STORED DATA:
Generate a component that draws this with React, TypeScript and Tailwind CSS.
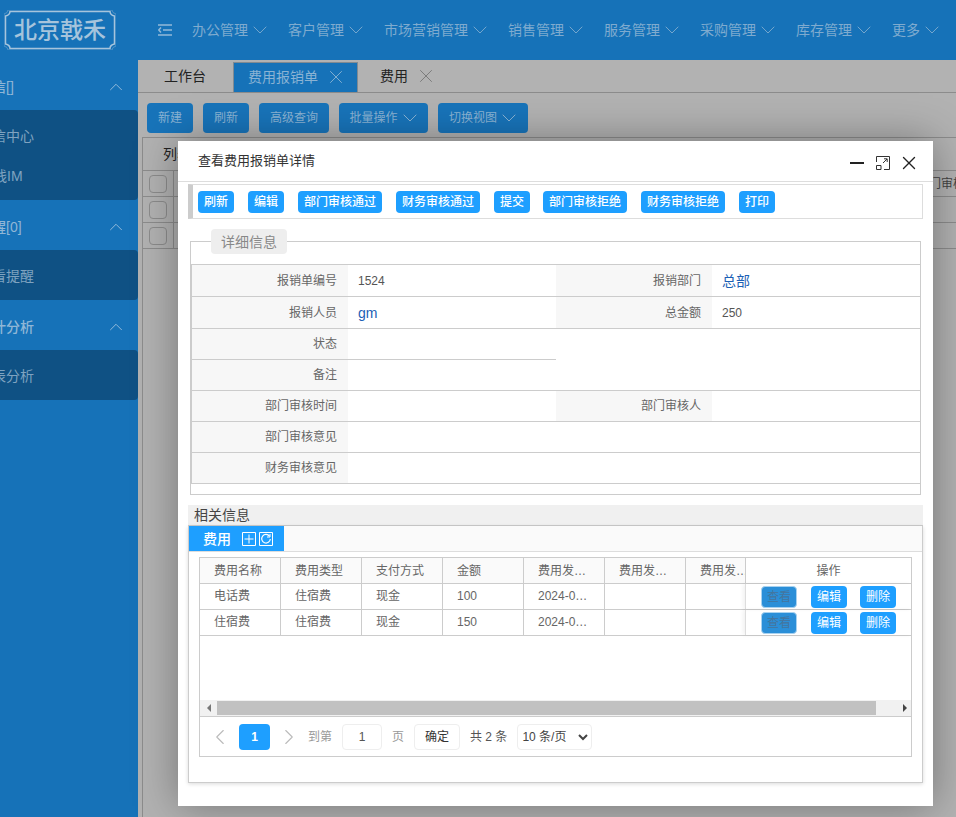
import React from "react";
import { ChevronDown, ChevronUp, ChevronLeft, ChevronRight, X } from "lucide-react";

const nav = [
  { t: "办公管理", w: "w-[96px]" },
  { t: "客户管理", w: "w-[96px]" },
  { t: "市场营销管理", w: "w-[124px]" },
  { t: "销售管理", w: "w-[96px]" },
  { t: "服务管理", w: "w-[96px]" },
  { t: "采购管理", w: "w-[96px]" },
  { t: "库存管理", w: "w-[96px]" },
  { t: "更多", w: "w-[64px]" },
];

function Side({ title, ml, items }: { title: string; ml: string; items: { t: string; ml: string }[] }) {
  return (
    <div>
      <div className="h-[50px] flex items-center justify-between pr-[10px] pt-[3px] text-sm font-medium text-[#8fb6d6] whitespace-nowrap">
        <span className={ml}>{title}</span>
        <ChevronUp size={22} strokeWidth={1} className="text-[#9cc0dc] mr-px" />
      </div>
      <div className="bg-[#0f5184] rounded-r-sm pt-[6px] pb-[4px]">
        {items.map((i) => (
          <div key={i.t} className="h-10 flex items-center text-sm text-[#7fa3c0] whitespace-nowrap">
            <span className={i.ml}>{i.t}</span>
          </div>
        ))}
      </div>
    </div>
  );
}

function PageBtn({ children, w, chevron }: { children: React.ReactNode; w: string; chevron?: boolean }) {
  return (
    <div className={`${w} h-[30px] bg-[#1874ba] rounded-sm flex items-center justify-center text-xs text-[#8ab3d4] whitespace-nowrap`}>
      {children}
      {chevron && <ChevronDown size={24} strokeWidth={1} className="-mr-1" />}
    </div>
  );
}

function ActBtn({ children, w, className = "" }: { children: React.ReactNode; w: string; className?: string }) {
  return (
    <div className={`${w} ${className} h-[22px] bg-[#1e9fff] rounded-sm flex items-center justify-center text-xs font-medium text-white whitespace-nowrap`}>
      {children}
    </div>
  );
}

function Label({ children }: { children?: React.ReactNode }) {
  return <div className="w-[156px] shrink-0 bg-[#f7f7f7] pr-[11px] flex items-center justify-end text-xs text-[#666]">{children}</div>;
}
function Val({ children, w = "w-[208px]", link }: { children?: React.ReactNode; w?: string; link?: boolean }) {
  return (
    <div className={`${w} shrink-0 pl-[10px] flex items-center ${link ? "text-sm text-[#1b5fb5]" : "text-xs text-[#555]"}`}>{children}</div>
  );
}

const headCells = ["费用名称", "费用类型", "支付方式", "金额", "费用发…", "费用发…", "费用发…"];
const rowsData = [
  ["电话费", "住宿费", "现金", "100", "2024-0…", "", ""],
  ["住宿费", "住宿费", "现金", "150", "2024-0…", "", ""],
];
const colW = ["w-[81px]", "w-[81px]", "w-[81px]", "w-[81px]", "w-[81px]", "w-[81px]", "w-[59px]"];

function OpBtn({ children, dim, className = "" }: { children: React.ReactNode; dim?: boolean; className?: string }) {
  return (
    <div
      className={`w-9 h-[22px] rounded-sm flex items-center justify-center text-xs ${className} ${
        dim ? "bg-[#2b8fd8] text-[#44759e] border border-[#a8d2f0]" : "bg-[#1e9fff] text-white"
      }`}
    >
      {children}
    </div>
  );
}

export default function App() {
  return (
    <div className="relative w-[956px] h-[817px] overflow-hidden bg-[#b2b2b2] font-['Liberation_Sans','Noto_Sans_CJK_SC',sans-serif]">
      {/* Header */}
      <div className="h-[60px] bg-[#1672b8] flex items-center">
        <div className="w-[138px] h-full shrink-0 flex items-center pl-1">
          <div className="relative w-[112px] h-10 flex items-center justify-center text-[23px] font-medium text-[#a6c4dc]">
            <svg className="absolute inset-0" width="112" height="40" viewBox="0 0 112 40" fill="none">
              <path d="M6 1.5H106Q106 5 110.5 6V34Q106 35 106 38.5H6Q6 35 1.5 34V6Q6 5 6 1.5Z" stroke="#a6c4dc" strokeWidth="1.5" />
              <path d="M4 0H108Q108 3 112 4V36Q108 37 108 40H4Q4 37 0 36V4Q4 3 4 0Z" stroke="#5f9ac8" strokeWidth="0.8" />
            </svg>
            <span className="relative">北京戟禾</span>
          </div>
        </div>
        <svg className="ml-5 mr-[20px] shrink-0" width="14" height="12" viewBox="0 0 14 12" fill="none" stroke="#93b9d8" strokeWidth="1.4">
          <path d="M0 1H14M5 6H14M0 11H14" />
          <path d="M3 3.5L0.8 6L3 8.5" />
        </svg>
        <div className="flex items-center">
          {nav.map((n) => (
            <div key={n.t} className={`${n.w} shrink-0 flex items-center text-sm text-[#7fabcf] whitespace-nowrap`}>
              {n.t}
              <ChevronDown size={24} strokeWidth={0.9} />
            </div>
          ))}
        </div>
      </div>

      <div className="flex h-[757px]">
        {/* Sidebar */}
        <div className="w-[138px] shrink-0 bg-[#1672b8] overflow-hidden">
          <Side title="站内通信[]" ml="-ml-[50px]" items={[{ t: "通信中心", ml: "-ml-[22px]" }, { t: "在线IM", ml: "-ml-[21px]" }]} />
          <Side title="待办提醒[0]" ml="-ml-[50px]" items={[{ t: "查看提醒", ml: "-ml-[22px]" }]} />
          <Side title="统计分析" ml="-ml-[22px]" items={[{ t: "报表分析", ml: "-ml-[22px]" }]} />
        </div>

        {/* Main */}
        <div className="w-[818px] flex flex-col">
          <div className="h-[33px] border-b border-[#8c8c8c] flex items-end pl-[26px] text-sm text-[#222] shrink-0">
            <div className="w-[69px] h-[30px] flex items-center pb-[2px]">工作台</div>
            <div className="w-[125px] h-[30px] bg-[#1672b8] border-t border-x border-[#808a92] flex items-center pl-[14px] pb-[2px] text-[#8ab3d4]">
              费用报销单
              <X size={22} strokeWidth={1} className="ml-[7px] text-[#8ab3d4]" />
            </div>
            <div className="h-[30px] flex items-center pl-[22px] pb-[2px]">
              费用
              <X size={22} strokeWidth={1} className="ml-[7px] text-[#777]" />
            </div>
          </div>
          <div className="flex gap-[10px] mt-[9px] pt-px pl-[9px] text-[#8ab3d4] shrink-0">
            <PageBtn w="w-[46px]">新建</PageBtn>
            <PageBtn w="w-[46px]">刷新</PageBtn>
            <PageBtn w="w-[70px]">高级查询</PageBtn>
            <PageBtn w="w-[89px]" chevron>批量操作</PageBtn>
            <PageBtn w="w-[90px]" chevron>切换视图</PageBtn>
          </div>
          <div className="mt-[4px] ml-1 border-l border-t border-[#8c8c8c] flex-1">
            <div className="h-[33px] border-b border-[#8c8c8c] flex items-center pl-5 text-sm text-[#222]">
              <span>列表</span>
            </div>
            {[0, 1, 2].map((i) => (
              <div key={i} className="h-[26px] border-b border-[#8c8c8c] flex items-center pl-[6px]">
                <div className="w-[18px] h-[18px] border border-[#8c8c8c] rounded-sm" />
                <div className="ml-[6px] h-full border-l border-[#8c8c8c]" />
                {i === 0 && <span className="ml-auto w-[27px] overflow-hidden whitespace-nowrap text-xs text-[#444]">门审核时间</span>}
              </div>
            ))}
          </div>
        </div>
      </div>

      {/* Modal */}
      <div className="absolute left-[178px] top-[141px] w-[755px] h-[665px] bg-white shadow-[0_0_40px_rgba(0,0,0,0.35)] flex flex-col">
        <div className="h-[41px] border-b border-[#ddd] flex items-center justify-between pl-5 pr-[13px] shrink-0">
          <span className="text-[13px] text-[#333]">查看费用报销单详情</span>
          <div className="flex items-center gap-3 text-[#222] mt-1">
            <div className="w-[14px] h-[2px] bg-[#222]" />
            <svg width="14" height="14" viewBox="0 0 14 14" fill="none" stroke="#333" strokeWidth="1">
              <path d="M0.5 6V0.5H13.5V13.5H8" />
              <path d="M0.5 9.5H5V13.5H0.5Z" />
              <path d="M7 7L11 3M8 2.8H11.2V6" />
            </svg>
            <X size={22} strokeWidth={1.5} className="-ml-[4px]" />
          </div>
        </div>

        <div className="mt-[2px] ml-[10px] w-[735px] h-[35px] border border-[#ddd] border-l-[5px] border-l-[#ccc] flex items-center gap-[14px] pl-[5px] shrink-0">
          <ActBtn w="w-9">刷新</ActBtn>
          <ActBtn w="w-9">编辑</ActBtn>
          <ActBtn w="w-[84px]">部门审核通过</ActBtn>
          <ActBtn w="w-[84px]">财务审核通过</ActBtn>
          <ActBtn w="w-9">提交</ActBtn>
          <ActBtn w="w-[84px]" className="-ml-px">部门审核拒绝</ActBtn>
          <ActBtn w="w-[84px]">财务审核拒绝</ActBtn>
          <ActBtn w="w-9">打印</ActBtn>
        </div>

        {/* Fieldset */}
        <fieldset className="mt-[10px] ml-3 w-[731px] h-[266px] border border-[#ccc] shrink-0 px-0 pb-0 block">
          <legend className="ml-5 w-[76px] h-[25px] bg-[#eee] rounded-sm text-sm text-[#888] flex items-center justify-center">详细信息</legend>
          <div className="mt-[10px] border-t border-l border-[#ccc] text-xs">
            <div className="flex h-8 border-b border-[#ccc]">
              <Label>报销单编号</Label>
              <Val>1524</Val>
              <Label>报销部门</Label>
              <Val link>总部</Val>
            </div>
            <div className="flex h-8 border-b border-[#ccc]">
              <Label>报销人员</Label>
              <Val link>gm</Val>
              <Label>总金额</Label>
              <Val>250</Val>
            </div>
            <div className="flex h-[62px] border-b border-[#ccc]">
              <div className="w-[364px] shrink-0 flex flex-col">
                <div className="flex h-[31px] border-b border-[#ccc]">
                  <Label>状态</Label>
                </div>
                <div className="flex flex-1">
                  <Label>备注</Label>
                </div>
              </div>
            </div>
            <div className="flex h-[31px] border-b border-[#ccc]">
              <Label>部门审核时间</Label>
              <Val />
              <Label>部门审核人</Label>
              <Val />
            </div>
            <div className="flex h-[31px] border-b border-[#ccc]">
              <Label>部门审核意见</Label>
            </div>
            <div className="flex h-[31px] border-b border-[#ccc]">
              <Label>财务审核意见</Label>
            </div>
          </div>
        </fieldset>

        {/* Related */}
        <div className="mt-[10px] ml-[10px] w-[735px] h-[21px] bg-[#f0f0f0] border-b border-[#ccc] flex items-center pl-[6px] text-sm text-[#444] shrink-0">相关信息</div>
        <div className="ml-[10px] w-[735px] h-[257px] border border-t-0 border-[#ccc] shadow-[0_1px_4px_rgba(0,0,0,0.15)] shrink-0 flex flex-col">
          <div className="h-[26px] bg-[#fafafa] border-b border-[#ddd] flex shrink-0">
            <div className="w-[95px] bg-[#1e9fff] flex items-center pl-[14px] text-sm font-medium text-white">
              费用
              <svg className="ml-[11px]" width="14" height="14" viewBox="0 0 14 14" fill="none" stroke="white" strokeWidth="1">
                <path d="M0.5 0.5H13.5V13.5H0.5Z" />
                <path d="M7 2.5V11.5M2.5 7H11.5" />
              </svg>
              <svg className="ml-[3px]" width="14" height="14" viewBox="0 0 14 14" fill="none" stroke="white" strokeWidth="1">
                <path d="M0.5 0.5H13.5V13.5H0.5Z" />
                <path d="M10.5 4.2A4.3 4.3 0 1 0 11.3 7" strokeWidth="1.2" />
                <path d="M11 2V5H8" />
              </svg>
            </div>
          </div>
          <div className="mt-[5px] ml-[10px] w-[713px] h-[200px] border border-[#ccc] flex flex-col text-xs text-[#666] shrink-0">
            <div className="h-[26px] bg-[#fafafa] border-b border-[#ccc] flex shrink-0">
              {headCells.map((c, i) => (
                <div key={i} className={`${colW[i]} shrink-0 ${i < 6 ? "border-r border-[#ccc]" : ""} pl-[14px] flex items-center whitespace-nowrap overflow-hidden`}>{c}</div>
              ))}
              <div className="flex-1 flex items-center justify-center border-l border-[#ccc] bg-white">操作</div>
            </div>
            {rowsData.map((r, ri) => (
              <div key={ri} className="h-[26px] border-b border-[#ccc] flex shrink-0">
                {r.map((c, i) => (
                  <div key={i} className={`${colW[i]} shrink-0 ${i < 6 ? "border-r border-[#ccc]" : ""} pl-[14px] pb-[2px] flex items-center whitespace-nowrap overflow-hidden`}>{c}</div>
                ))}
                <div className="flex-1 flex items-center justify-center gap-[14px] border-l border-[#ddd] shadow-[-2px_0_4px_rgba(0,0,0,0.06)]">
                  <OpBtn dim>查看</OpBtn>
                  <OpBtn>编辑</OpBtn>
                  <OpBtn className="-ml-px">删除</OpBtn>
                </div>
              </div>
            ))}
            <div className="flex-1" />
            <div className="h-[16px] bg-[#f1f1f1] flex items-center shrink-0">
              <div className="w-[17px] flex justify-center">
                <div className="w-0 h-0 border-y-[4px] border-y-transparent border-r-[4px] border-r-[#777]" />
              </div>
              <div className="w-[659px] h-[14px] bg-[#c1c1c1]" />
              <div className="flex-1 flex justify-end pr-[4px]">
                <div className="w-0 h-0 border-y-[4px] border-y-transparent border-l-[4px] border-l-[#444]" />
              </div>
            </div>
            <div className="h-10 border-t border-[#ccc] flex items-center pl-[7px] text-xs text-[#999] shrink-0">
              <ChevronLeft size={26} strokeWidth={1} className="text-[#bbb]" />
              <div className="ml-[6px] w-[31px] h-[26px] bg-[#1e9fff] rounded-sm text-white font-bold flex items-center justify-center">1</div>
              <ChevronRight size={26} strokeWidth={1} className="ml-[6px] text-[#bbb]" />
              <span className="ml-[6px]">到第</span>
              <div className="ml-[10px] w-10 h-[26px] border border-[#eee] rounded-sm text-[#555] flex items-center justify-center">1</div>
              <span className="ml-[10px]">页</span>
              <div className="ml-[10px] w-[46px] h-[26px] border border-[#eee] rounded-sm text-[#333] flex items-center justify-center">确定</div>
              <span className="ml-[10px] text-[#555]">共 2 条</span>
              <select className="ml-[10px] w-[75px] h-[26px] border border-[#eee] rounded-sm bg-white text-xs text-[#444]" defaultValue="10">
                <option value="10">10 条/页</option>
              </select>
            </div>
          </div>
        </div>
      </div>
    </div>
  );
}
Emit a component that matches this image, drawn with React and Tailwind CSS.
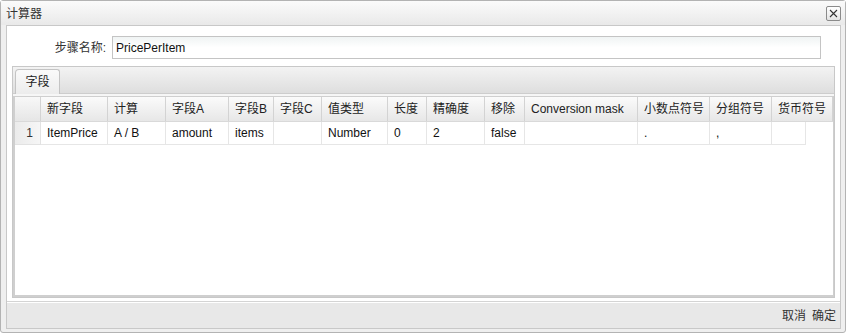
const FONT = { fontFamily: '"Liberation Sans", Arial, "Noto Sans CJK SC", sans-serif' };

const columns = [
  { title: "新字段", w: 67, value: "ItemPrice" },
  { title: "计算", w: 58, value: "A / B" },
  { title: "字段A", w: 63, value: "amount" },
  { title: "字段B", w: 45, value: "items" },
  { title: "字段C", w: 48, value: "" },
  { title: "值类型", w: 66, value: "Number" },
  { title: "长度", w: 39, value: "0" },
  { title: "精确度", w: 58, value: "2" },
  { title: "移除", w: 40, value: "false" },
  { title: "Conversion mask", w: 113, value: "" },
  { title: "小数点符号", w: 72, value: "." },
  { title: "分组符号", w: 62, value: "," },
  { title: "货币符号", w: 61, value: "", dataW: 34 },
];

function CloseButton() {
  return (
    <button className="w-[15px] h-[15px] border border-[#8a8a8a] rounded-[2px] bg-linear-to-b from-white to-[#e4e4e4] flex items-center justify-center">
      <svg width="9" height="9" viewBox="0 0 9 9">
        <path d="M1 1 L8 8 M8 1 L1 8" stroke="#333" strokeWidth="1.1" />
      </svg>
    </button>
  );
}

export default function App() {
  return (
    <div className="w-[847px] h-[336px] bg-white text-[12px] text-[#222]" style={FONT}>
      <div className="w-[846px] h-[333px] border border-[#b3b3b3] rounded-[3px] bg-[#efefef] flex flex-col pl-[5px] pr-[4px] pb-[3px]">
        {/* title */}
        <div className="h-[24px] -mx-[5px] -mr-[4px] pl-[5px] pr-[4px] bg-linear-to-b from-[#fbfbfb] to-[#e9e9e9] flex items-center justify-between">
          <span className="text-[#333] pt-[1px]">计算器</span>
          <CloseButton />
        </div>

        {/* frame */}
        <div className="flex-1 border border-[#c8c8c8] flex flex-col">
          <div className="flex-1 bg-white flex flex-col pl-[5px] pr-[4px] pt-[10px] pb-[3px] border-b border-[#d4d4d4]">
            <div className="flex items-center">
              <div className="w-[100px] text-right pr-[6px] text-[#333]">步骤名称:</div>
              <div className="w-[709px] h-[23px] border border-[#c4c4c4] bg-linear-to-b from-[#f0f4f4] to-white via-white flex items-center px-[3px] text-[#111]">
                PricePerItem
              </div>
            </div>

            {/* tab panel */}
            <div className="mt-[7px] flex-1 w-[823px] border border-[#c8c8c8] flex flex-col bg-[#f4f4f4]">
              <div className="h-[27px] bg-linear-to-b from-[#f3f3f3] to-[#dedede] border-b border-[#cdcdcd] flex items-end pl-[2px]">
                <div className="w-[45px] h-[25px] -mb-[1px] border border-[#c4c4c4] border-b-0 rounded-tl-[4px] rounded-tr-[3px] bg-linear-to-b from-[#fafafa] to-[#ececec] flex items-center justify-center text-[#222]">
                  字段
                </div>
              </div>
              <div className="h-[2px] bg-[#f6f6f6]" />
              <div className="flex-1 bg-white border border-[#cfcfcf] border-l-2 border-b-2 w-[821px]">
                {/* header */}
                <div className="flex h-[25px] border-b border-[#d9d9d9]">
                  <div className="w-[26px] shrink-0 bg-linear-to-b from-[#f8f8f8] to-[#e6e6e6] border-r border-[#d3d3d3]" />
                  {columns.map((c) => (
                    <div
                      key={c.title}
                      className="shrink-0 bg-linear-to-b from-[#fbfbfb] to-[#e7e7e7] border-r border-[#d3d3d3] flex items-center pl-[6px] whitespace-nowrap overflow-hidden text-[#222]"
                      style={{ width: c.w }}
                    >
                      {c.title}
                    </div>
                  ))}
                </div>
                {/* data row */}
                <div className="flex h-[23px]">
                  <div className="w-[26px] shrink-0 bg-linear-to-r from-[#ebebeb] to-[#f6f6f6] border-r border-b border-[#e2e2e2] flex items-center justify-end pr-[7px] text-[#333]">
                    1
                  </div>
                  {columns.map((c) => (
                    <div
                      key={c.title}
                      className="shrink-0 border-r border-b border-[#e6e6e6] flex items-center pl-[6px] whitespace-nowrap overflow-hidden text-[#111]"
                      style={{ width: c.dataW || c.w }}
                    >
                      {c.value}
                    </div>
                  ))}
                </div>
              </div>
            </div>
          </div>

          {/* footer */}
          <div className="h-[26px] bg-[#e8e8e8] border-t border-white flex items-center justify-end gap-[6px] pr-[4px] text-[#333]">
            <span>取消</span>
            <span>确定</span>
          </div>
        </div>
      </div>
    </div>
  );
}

STATED EXERCISE: Reproduce the material above from its first line through the line containing "ChevronLeft, ChevronRight, X", both ends included, and skip every picture.

SOLUTION:
Generate a component that draws this with React, TypeScript and Tailwind CSS.
import React from "react";
import { ChevronDown, ChevronUp, ChevronLeft, ChevronRight, X } from "lucide-react";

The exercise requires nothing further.